Asked why he started collecting books, Jack replied, “Because they don’t answer you back.” And later in the café when asked again: “I had to start collecting something. I started with racehorses but it didn’t work out.” Asked how he attained the Westminster charter, Jack told the curious questioner that he stole the crown jewels.

One small child who skipped around Jack asked if Jack knew the boy’s father.

“Why, do I owe him money?” Jack shot back.

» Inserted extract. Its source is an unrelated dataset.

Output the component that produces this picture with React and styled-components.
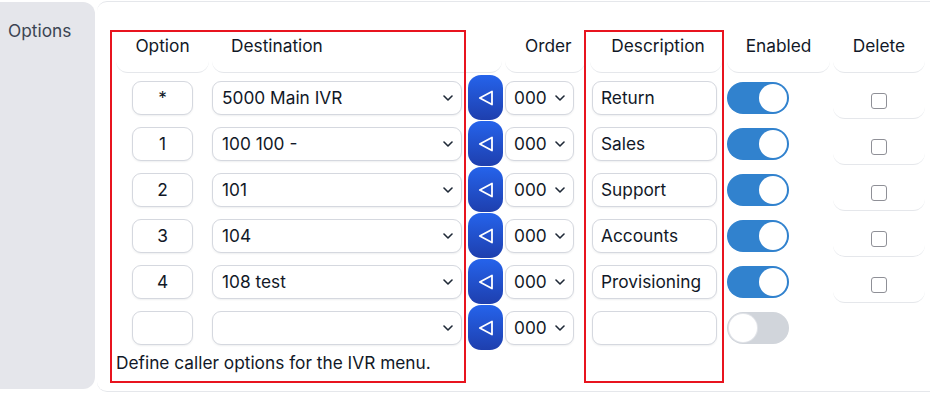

Jack is distinctly not old. To use a cliché of Jack being young at heart would not do him justice. Perhaps being around so many old books that survived the travails of bloody centuries has given him a curious kind of immortality. Greeting visitors in Sotheby’s with his daughter on his arm, Jack looked like a kind of benevolent saint. Chasidic children sang him Yiddish songs at his request and he waved his hands to the music, while a perplexed Sotheby security guard nervously kept watch. Eventually the guard’s foot unwillingly began to tap.

At the time of this writing, the collection had not been sold yet, though in the words of David Wachtel, a consultant for Sotheby’s and the senior consultant for special collections at the Jewish Theological Seminary, the Valmadonna Trust Library at $40 million is a “bargain.” Wachtel likened the auction to the Jewish belief in the Messiah. If the sale comes today, wonderful; if not, it will be sold another day.

When I asked Jack what he planned to do now that what could be considered his life’s work is being sold, he grinned.

“Play hockey,” he said.

As the last day wore on and the final hours of the exhibit approached, Jack walked with his daughter to the elevator bank, surrounded by groups of well-wishers; he looked like the Grand Rabbi of Sotheby’s, still the owner of the largest private collection of rare Hebrew books, but only for a few more days.

The last Count of Valmadonna saying good-bye.